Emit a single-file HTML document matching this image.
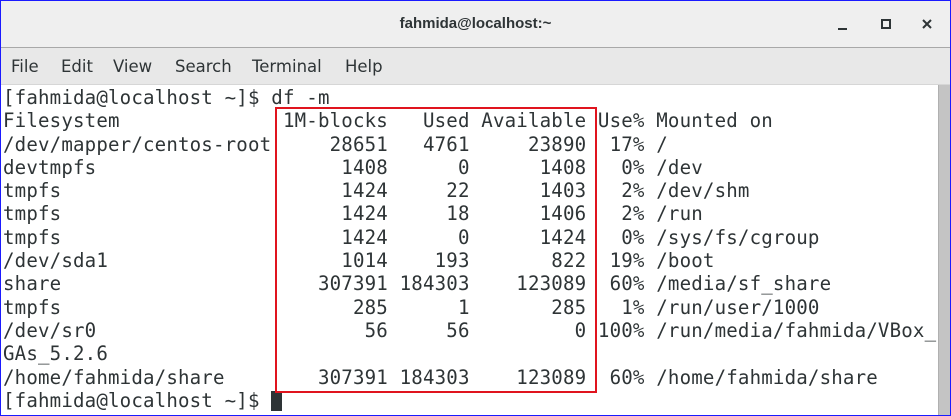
<!DOCTYPE html>
<html><head><style>
body{margin:0;width:951px;height:416px;overflow:hidden;background:#fff;}
.win{position:absolute;left:0;top:0;width:949px;height:414px;border:1px solid #1a1aff;overflow:hidden;}
.title{position:absolute;left:0;top:0;width:949px;height:46px;background:#efefef;border-bottom:1px solid #a8a8a8;font:bold 15px "Liberation Sans",sans-serif;color:#2e3436;text-align:center;line-height:46px;}
.menu{position:absolute;left:0;top:47px;width:949px;height:36px;background:#e8e8e8;border-bottom:1px solid #d6d6d6;font:16.5px "DejaVu Sans","Liberation Sans",sans-serif;color:#2e3436;}
.menu span{position:absolute;top:9px;}
pre{position:absolute;left:2px;top:85px;margin:0;font:19.1px/23.3px "DejaVu Sans Mono","Liberation Mono",monospace;letter-spacing:0.17px;color:#2e3436;}
.box{position:absolute;left:274px;top:106px;width:318px;height:282px;border:2px solid #e0141e;}
.sb{position:absolute;left:937px;top:84px;width:12px;height:330px;background:#c4c4c4;border-left:1px solid #b0b0b0;}
.cur{display:inline-block;width:11px;height:20px;background:#2e3436;vertical-align:-4px;}
</style></head><body><div class="win">
<div class="title">fahmida@localhost:~
<svg style="position:absolute;left:815px;top:17px" width="120" height="14"><rect x="22" y="10" width="9" height="2" fill="#2e3436"/><rect x="66" y="2" width="8" height="8" fill="none" stroke="#2e3436" stroke-width="2"/><path d="M107 2 L115 10 M115 2 L107 10" stroke="#2e3436" stroke-width="2"/></svg></div>
<div class="menu"><span style="left:10px">File</span><span style="left:60px">Edit</span><span style="left:112px">View</span><span style="left:174px">Search</span><span style="left:251px">Terminal</span><span style="left:344px">Help</span></div>
<pre>[fahmida@localhost ~]$ df -m
Filesystem              1M-blocks   Used Available Use% Mounted on
/dev/mapper/centos-root     28651   4761     23890  17% /
devtmpfs                     1408      0      1408   0% /dev
tmpfs                        1424     22      1403   2% /dev/shm
tmpfs                        1424     18      1406   2% /run
tmpfs                        1424      0      1424   0% /sys/fs/cgroup
/dev/sda1                    1014    193       822  19% /boot
share                      307391 184303    123089  60% /media/sf_share
tmpfs                         285      1       285   1% /run/user/1000
/dev/sr0                       56     56         0 100% /run/media/fahmida/VBox_
GAs_5.2.6
/home/fahmida/share        307391 184303    123089  60% /home/fahmida/share
[fahmida@localhost ~]$ <span class="cur"></span></pre>
<div class="box"></div>
<div class="sb"></div>
</div></body></html>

----------------

### SHORT EXERCISE
Using the material above, set down every line exactly, but skip the pictures.

### EXERCISE SOLUTION
Emit a single-file HTML document matching this image.
<!DOCTYPE html>
<html><head><style>
body{margin:0;width:951px;height:416px;overflow:hidden;background:#fff;}
.win{position:absolute;left:0;top:0;width:949px;height:414px;border:1px solid #1a1aff;overflow:hidden;}
.title{position:absolute;left:0;top:0;width:949px;height:46px;background:#efefef;border-bottom:1px solid #a8a8a8;font:bold 15px "Liberation Sans",sans-serif;color:#2e3436;text-align:center;line-height:46px;}
.menu{position:absolute;left:0;top:47px;width:949px;height:36px;background:#e8e8e8;border-bottom:1px solid #d6d6d6;font:16.5px "DejaVu Sans","Liberation Sans",sans-serif;color:#2e3436;}
.menu span{position:absolute;top:9px;}
pre{position:absolute;left:2px;top:85px;margin:0;font:19.1px/23.3px "DejaVu Sans Mono","Liberation Mono",monospace;letter-spacing:0.17px;color:#2e3436;}
.box{position:absolute;left:274px;top:106px;width:318px;height:282px;border:2px solid #e0141e;}
.sb{position:absolute;left:937px;top:84px;width:12px;height:330px;background:#c4c4c4;border-left:1px solid #b0b0b0;}
.cur{display:inline-block;width:11px;height:20px;background:#2e3436;vertical-align:-4px;}
</style></head><body><div class="win">
<div class="title">fahmida@localhost:~
<svg style="position:absolute;left:815px;top:17px" width="120" height="14"><rect x="22" y="10" width="9" height="2" fill="#2e3436"/><rect x="66" y="2" width="8" height="8" fill="none" stroke="#2e3436" stroke-width="2"/><path d="M107 2 L115 10 M115 2 L107 10" stroke="#2e3436" stroke-width="2"/></svg></div>
<div class="menu"><span style="left:10px">File</span><span style="left:60px">Edit</span><span style="left:112px">View</span><span style="left:174px">Search</span><span style="left:251px">Terminal</span><span style="left:344px">Help</span></div>
<pre>[fahmida@localhost ~]$ df -m
Filesystem              1M-blocks   Used Available Use% Mounted on
/dev/mapper/centos-root     28651   4761     23890  17% /
devtmpfs                     1408      0      1408   0% /dev
tmpfs                        1424     22      1403   2% /dev/shm
tmpfs                        1424     18      1406   2% /run
tmpfs                        1424      0      1424   0% /sys/fs/cgroup
/dev/sda1                    1014    193       822  19% /boot
share                      307391 184303    123089  60% /media/sf_share
tmpfs                         285      1       285   1% /run/user/1000
/dev/sr0                       56     56         0 100% /run/media/fahmida/VBox_
GAs_5.2.6
/home/fahmida/share        307391 184303    123089  60% /home/fahmida/share
[fahmida@localhost ~]$ <span class="cur"></span></pre>
<div class="box"></div>
<div class="sb"></div>
</div></body></html>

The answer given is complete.